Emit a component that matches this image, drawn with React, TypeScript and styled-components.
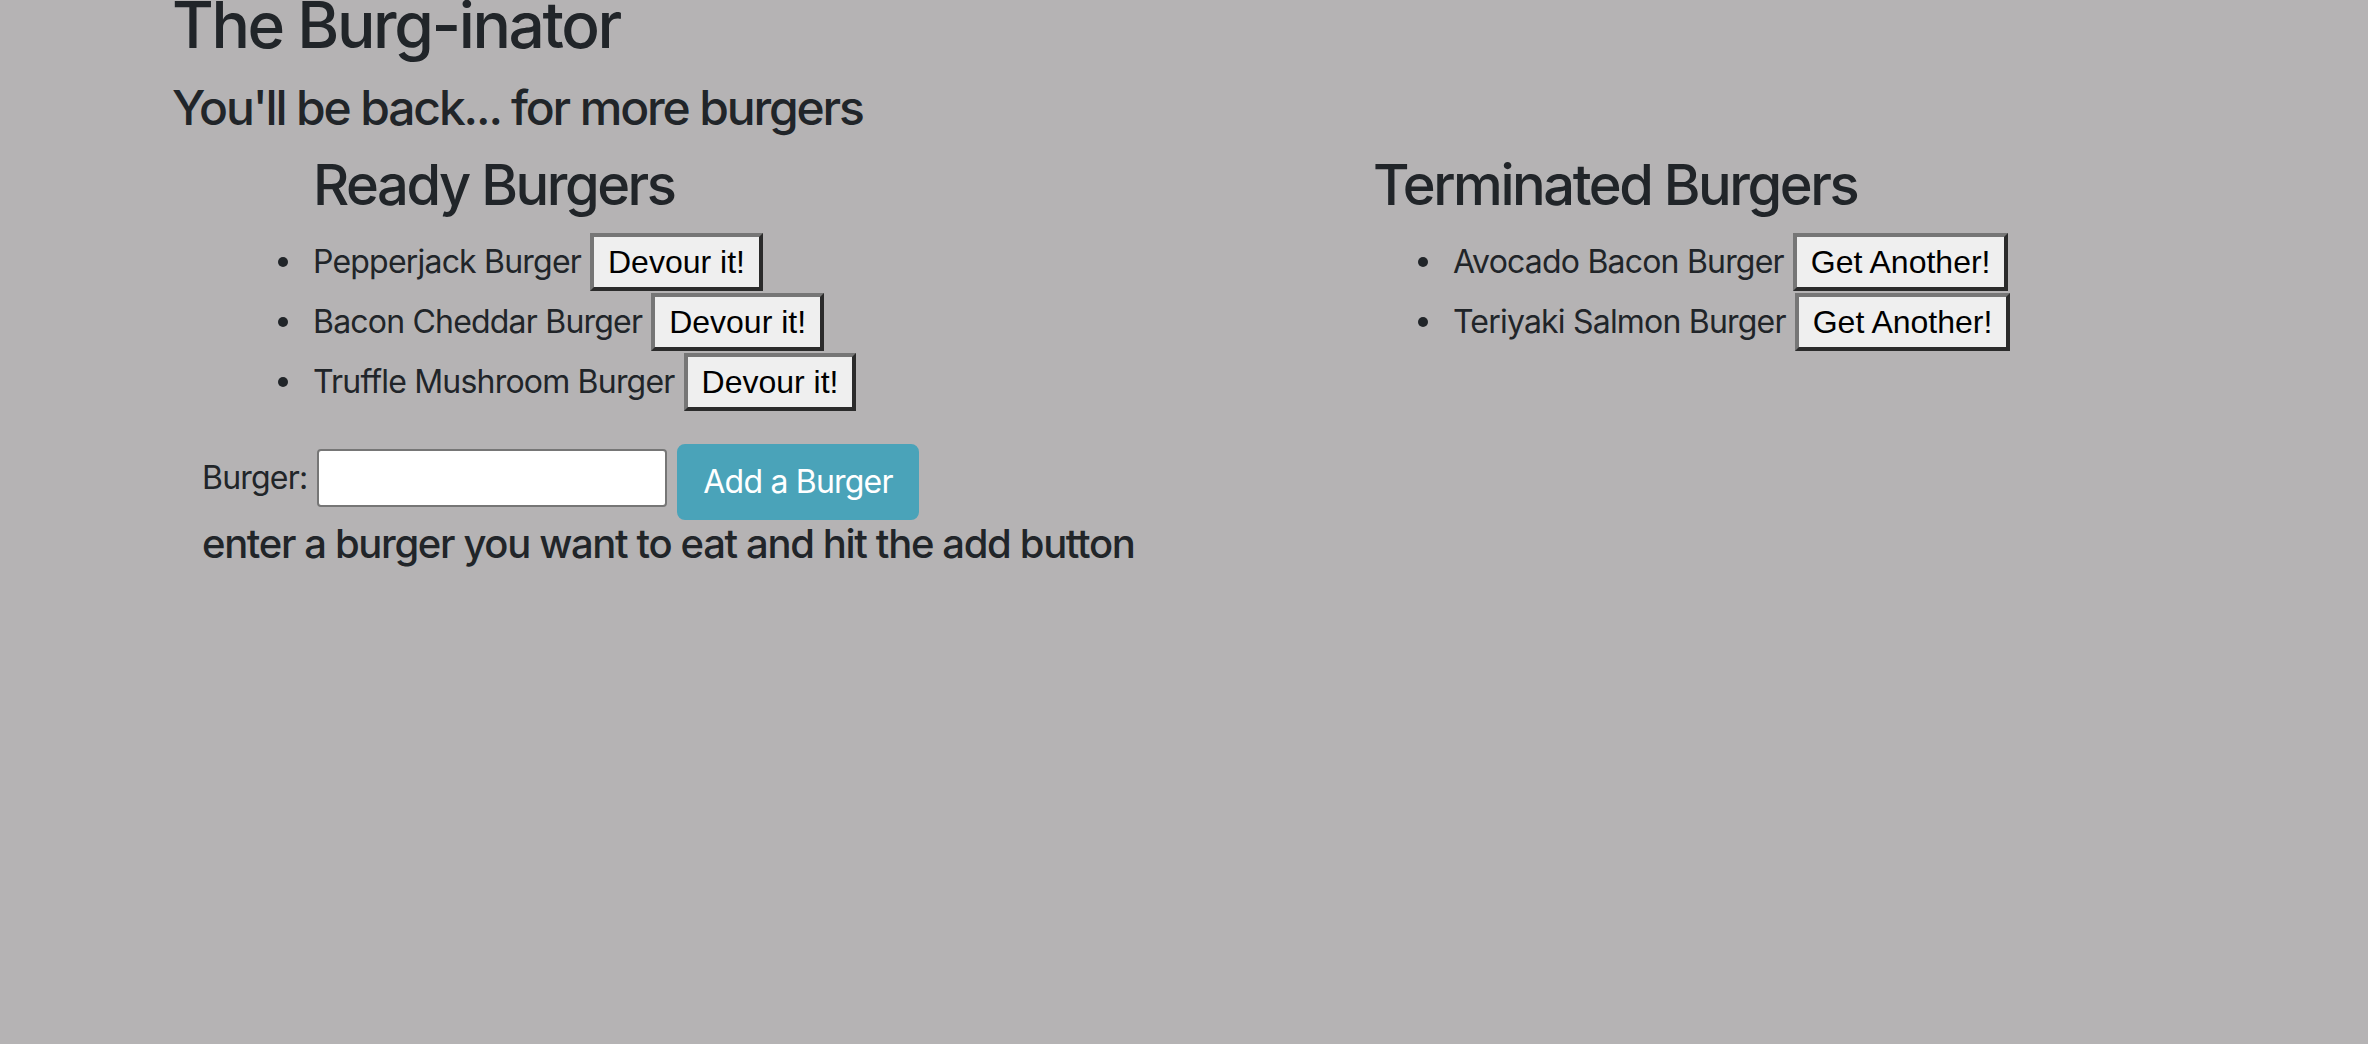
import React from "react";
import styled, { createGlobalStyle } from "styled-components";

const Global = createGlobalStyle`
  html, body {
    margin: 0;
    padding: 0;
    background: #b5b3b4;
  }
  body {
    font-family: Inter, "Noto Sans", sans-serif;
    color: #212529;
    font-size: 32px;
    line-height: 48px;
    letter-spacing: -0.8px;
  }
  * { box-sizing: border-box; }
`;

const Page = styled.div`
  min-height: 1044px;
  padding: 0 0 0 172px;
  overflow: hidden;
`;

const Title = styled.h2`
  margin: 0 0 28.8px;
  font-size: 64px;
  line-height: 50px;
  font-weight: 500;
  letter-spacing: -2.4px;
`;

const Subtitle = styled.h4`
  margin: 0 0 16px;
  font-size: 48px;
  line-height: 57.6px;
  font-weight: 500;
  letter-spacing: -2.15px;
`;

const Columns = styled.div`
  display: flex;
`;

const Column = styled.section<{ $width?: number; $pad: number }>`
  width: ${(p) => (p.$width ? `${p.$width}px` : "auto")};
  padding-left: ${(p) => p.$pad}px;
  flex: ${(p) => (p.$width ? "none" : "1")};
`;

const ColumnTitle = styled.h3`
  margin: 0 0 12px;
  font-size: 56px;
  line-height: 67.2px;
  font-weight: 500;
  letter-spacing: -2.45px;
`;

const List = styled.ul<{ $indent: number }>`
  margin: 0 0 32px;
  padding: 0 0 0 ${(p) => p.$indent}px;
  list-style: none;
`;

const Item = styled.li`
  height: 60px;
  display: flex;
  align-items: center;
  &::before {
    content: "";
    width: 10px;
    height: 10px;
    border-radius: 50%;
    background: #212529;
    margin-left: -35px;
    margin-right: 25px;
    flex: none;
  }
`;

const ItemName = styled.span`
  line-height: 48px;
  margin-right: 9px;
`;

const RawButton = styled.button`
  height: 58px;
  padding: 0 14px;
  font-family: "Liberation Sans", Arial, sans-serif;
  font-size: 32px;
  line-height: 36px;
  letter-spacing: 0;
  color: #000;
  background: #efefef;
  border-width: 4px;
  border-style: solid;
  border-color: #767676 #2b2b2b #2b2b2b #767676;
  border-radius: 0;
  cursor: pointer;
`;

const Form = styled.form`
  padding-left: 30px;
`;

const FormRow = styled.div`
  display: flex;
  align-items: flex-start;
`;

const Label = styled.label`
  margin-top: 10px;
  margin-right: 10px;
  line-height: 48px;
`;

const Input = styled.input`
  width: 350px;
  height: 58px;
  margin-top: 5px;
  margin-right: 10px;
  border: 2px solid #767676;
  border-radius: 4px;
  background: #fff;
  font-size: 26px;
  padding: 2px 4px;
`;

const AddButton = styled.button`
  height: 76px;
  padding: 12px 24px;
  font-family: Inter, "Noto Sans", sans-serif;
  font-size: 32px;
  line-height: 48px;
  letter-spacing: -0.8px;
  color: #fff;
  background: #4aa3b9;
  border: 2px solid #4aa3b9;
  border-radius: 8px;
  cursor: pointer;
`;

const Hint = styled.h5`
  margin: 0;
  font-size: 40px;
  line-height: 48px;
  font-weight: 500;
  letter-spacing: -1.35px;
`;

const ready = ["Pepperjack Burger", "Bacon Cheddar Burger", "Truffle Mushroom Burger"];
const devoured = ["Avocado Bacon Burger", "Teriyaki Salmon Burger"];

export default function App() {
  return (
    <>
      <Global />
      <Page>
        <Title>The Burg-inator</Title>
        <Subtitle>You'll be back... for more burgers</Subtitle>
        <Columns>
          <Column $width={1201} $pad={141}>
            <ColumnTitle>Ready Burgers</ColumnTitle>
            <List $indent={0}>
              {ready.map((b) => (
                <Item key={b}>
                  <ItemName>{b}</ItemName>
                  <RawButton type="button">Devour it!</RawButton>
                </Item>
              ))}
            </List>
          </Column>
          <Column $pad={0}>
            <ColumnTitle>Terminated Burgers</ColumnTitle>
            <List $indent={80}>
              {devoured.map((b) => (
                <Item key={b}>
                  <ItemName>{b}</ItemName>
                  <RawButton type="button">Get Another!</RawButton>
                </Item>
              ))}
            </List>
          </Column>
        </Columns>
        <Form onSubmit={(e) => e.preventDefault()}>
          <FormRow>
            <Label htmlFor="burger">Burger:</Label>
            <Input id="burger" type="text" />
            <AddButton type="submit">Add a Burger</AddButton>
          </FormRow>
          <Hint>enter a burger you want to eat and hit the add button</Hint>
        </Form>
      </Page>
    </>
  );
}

○ ○ ○ ○ ○ ○ ○

Copy out all the data exactly; skip the pictures.

Emit a component that matches this image, drawn with React, TypeScript and styled-components.
import React from "react";
import styled, { createGlobalStyle } from "styled-components";

const Global = createGlobalStyle`
  html, body {
    margin: 0;
    padding: 0;
    background: #b5b3b4;
  }
  body {
    font-family: Inter, "Noto Sans", sans-serif;
    color: #212529;
    font-size: 32px;
    line-height: 48px;
    letter-spacing: -0.8px;
  }
  * { box-sizing: border-box; }
`;

const Page = styled.div`
  min-height: 1044px;
  padding: 0 0 0 172px;
  overflow: hidden;
`;

const Title = styled.h2`
  margin: 0 0 28.8px;
  font-size: 64px;
  line-height: 50px;
  font-weight: 500;
  letter-spacing: -2.4px;
`;

const Subtitle = styled.h4`
  margin: 0 0 16px;
  font-size: 48px;
  line-height: 57.6px;
  font-weight: 500;
  letter-spacing: -2.15px;
`;

const Columns = styled.div`
  display: flex;
`;

const Column = styled.section<{ $width?: number; $pad: number }>`
  width: ${(p) => (p.$width ? `${p.$width}px` : "auto")};
  padding-left: ${(p) => p.$pad}px;
  flex: ${(p) => (p.$width ? "none" : "1")};
`;

const ColumnTitle = styled.h3`
  margin: 0 0 12px;
  font-size: 56px;
  line-height: 67.2px;
  font-weight: 500;
  letter-spacing: -2.45px;
`;

const List = styled.ul<{ $indent: number }>`
  margin: 0 0 32px;
  padding: 0 0 0 ${(p) => p.$indent}px;
  list-style: none;
`;

const Item = styled.li`
  height: 60px;
  display: flex;
  align-items: center;
  &::before {
    content: "";
    width: 10px;
    height: 10px;
    border-radius: 50%;
    background: #212529;
    margin-left: -35px;
    margin-right: 25px;
    flex: none;
  }
`;

const ItemName = styled.span`
  line-height: 48px;
  margin-right: 9px;
`;

const RawButton = styled.button`
  height: 58px;
  padding: 0 14px;
  font-family: "Liberation Sans", Arial, sans-serif;
  font-size: 32px;
  line-height: 36px;
  letter-spacing: 0;
  color: #000;
  background: #efefef;
  border-width: 4px;
  border-style: solid;
  border-color: #767676 #2b2b2b #2b2b2b #767676;
  border-radius: 0;
  cursor: pointer;
`;

const Form = styled.form`
  padding-left: 30px;
`;

const FormRow = styled.div`
  display: flex;
  align-items: flex-start;
`;

const Label = styled.label`
  margin-top: 10px;
  margin-right: 10px;
  line-height: 48px;
`;

const Input = styled.input`
  width: 350px;
  height: 58px;
  margin-top: 5px;
  margin-right: 10px;
  border: 2px solid #767676;
  border-radius: 4px;
  background: #fff;
  font-size: 26px;
  padding: 2px 4px;
`;

const AddButton = styled.button`
  height: 76px;
  padding: 12px 24px;
  font-family: Inter, "Noto Sans", sans-serif;
  font-size: 32px;
  line-height: 48px;
  letter-spacing: -0.8px;
  color: #fff;
  background: #4aa3b9;
  border: 2px solid #4aa3b9;
  border-radius: 8px;
  cursor: pointer;
`;

const Hint = styled.h5`
  margin: 0;
  font-size: 40px;
  line-height: 48px;
  font-weight: 500;
  letter-spacing: -1.35px;
`;

const ready = ["Pepperjack Burger", "Bacon Cheddar Burger", "Truffle Mushroom Burger"];
const devoured = ["Avocado Bacon Burger", "Teriyaki Salmon Burger"];

export default function App() {
  return (
    <>
      <Global />
      <Page>
        <Title>The Burg-inator</Title>
        <Subtitle>You'll be back... for more burgers</Subtitle>
        <Columns>
          <Column $width={1201} $pad={141}>
            <ColumnTitle>Ready Burgers</ColumnTitle>
            <List $indent={0}>
              {ready.map((b) => (
                <Item key={b}>
                  <ItemName>{b}</ItemName>
                  <RawButton type="button">Devour it!</RawButton>
                </Item>
              ))}
            </List>
          </Column>
          <Column $pad={0}>
            <ColumnTitle>Terminated Burgers</ColumnTitle>
            <List $indent={80}>
              {devoured.map((b) => (
                <Item key={b}>
                  <ItemName>{b}</ItemName>
                  <RawButton type="button">Get Another!</RawButton>
                </Item>
              ))}
            </List>
          </Column>
        </Columns>
        <Form onSubmit={(e) => e.preventDefault()}>
          <FormRow>
            <Label htmlFor="burger">Burger:</Label>
            <Input id="burger" type="text" />
            <AddButton type="submit">Add a Burger</AddButton>
          </FormRow>
          <Hint>enter a burger you want to eat and hit the add button</Hint>
        </Form>
      </Page>
    </>
  );
}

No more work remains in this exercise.